Filmden çıkartılacak tek ders; ne kadar uzak, zor ve saçma olursa olsun insanın hayallerinin peşinden koşması gerektiği. Bu bağlamda film, elektronik dükkanlarını yaratıcılığımızı zincirleyen tüm işlerin bir sembolü olarak gösterirken; kuaför dükkanını da hayallerimizle özdeşleştiriyor. Klişe dursa da filmin elle tutulur verdiği en güzel mesaj bu. Özellikle hayallerinden uzak, elektronik dükkanında çalışan insanlar, içten ve ince bir duygusallıkla gösterilmiş.
Son olarak filmin diğer bir mesajı da İsrail-Filistin meselesiyle ilgili. Aslında film en çok bununla ilgili bir şeyler söylemek istiyor belki de. Ama konu o kadar sığ bir şekilde ele alınmış ki, izleyen 'bize bilmediğimiz bir şeyler söyle' demeden edemiyor. Film, sonunda iki tarafı da melek ilan edip 'hepimiz kardeşiz' mesajını veriyor ve tüm bu savaşın sebebini kapitalist bir dış etkene(!) bağlıyor. Ancak finale gelene kadar da sinsice bir propoganda yapılmıyor değil tabii.
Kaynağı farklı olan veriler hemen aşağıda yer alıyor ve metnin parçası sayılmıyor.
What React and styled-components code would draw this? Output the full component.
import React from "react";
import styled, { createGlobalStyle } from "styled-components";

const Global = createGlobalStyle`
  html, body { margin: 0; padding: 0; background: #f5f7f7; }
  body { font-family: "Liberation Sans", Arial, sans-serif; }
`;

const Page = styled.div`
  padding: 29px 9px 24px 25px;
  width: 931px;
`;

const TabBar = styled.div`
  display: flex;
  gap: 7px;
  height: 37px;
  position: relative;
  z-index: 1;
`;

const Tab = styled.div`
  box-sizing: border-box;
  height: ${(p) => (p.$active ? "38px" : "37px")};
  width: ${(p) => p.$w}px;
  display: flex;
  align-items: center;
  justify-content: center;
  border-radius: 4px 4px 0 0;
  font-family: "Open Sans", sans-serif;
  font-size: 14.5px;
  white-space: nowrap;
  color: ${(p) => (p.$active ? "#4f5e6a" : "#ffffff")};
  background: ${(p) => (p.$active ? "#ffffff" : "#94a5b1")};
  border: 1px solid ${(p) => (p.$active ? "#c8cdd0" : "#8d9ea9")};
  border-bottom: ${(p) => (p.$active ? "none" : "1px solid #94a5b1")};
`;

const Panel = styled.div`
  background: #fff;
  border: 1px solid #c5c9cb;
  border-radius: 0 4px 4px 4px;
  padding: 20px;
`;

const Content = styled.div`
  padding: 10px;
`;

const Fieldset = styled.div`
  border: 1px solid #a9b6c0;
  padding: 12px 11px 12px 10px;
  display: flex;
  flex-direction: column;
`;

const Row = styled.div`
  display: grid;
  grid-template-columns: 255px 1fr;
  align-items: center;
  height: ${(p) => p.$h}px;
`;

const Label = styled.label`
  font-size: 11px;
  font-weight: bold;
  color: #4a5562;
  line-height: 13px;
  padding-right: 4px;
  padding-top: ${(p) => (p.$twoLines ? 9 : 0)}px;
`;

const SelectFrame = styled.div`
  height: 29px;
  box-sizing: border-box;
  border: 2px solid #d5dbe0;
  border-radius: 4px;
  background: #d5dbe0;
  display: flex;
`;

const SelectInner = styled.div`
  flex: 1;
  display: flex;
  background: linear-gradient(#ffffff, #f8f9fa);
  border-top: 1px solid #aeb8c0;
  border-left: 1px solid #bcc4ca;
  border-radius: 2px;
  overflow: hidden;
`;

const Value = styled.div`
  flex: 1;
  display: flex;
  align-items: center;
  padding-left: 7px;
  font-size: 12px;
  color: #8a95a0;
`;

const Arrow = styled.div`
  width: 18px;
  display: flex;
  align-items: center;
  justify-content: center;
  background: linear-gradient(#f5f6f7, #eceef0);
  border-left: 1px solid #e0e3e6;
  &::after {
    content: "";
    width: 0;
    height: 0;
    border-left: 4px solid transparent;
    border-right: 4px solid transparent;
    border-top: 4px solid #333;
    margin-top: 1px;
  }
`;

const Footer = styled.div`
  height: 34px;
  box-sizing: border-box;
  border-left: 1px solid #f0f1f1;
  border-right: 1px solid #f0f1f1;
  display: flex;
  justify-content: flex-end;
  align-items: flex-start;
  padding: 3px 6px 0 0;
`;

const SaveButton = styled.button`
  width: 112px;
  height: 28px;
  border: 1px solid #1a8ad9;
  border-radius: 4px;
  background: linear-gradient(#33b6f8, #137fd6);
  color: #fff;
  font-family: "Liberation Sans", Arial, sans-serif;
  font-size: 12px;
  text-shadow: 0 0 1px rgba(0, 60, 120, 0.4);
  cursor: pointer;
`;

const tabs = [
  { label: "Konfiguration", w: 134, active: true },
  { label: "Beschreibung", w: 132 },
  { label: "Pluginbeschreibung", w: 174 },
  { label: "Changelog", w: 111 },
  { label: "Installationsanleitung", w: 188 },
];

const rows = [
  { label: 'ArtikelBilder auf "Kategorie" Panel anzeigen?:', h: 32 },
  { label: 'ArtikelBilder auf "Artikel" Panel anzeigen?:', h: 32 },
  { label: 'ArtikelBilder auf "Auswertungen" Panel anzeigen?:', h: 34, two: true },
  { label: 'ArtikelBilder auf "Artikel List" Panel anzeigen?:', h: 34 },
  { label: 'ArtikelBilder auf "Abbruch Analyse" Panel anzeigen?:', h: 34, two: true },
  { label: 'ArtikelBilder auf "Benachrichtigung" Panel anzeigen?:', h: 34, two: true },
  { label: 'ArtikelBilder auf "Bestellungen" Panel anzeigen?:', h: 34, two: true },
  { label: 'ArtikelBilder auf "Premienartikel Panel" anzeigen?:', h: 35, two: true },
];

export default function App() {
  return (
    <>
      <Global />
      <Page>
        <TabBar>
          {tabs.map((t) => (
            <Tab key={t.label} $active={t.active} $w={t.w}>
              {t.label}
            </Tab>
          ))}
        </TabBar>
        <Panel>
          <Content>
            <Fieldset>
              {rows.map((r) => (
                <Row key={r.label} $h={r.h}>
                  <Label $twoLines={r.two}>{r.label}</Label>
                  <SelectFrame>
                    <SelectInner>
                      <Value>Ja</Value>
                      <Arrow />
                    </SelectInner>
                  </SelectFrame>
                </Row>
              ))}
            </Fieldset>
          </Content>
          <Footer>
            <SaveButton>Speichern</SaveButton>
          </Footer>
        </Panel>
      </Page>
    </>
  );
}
Bir tarafta kahraman bir İsrailli, diğer tarafta 'Doğulu' yani korkulan, karikatürize edilmiş Araplar. Başka bir deyişle; 'Superman' Mossad ajanı, bombacı Araplara karşı.
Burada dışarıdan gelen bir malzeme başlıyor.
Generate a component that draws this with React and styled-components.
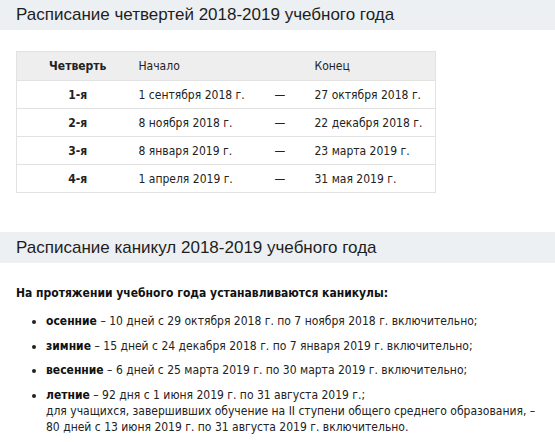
import styled, { createGlobalStyle } from "styled-components";

const GlobalStyle = createGlobalStyle`
  body {
    margin: 0;
    background: #fff;
    font-family: Tahoma, "DejaVu Sans Condensed", "DejaVu Sans", sans-serif;
    font-size: 12px;
    color: #222;
  }
`;

const Page = styled.div`
  width: 555px;
  padding-bottom: 8px;
`;

const Heading = styled.h2`
  margin: ${(props) => props.$top || 0}px 0 0;
  height: ${(props) => props.$height || 30}px;
  display: flex;
  align-items: center;
  padding-left: 16px;
  background: #edf0f3;
  font-family: "Liberation Sans", Arial, sans-serif;
  font-weight: 400;
  font-size: 17px;
  color: #1e1e1e;
`;

const Table = styled.table`
  margin: 21px 0 0 16px;
  width: 419px;
  border-collapse: collapse;
  border: 1px solid #e2e2e2;
  table-layout: fixed;
`;

const Th = styled.th`
  height: 28px;
  padding: 0 0 0 12px;
  background: #eeeeee;
  font-weight: ${(props) => (props.$bold ? 700 : 400)};
  text-align: ${(props) => (props.$center ? "center" : "left")};
  color: #222;
`;

const Td = styled.td`
  height: 27px;
  padding: 0 0 0 12px;
  border-top: 1px solid #e2e2e2;
  font-weight: ${(props) => (props.$bold ? 700 : 400)};
  text-align: ${(props) => (props.$center ? "center" : "left")};
  color: #222;
`;

const Intro = styled.p`
  margin: 22px 0 0 16px;
  line-height: 16px;
  font-weight: 700;
  color: #111;
`;

const List = styled.ul`
  margin: 12px 0 0;
  padding: 0 0 0 46px;
  list-style: disc;
`;

const Item = styled.li`
  margin-bottom: 8.5px;
  line-height: 16px;
  color: #222;

  b {
    color: #111;
  }
`;

const quarters = [
  ["1-я", "1 сентября 2018 г.", "27 октября 2018 г."],
  ["2-я", "8 ноября 2018 г.", "22 декабря 2018 г."],
  ["3-я", "8 января 2019 г.", "23 марта 2019 г."],
  ["4-я", "1 апреля 2019 г.", "31 мая 2019 г."],
];

export default function App() {
  return (
    <Page>
      <GlobalStyle />
      <Heading>Расписание четвертей 2018-2019 учебного года</Heading>
      <Table>
        <colgroup>
          <col style={{ width: 110 }} />
          <col style={{ width: 136 }} />
          <col style={{ width: 40 }} />
          <col style={{ width: 133 }} />
        </colgroup>
        <thead>
          <tr>
            <Th $bold $center>
              Четверть
            </Th>
            <Th>Начало</Th>
            <Th></Th>
            <Th>Конец</Th>
          </tr>
        </thead>
        <tbody>
          {quarters.map(([n, start, end]) => (
            <tr key={n}>
              <Td $bold $center>
                {n}
              </Td>
              <Td>{start}</Td>
              <Td>—</Td>
              <Td>{end}</Td>
            </tr>
          ))}
        </tbody>
      </Table>
      <Heading $top={39} $height={31}>
        Расписание каникул 2018-2019 учебного года
      </Heading>
      <Intro>На протяжении учебного года устанавливаются каникулы:</Intro>
      <List>
        <Item>
          <b>осенние</b> – 10 дней с 29 октября 2018 г. по 7 ноября 2018 г.
          включительно;
        </Item>
        <Item>
          <b>зимние</b> – 15 дней с 24 декабря 2018 г. по 7 января 2019 г.
          включительно;
        </Item>
        <Item>
          <b>весенние</b> – 6 дней с 25 марта 2019 г. по 30 марта 2019 г.
          включительно;
        </Item>
        <Item>
          <b>летние</b> – 92 дня с 1 июня 2019 г. по 31 августа 2019 г.;
          <br />
          для учащихся, завершивших обучение на II ступени общего среднего
          образования, –<br />
          80 дней с 13 июня 2019 г. по 31 августа 2019 г. включительно.
        </Item>
      </List>
    </Page>
  );
}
Kıssadan hisse, Zohan; çiğ espriler, seviyesiz şakalar ve derinliği olmayan karikatürize edilmiş karakterlerle dolu bir film. John Turturro ve Rob Schneider'ı özleyenleri bu yönde tatmin edebilir belki ama Sandler'ın seyircide yarattığı hayalkırıklığını kesinlikle gideremez.